Murray also leads by example from the front with his defensive work. The 25-year-old will happily run all day. So much so that Neil Lennon has told him to reign it in a little so he hasn’t tired himself out before it comes time to do the most important aspect of his job, and that’s put the ball in the back of the net. Even still, while he’s not the type of striker who can drag the team up the park with his hold up play, he can force opposing defences into mistakes, thereby giving Hibs possession in an advanced area.

Stokes and Murray, aside from the pair lacking aerial prowess, should compliment each other very well as a strike-force.

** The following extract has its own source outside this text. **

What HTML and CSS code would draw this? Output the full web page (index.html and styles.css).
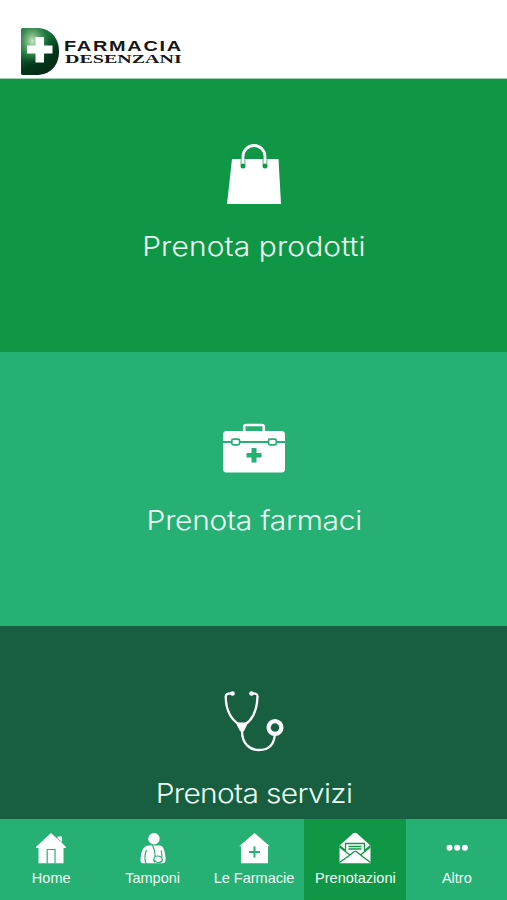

They’re the buddy-cop formula: Murray is the grafter, the eager by-the-book rookie; Stokes is the maverick, doing it all by his own rules but DAMMIT he gets results. The reason why it’s not led to more victories relates to the team around them. A two-man attack either moves one of Marvin Bartley, Dylan McGeouch and John McGinn - arguably the best midfield trio in the league outside Celtic Park - either to the bench or out of position. Meanwhile, there isn’t room for both Barker and Boyle in the starting XI.

There’s also the aura around Stokes. When he plays, you always notice. He’s had the most successful career, is arguably the most high-profile and plays in the game in a manner which makes you know he’s definitely there. This is not a criticism: he drops into good areas and links well with team-mates outside the box. But perhaps the attack just flows that little bit better with Murray’s more humble style as the focal point.

Stokes is expected back this weekend after shaking off an ankle knock. His manager will just be happy to have him return to the squad. Because regardless of whether he fits into Hibs strongest XI, or he’s better used from the bench, he’s a cracking player to have in the Ladbrokes Premiership.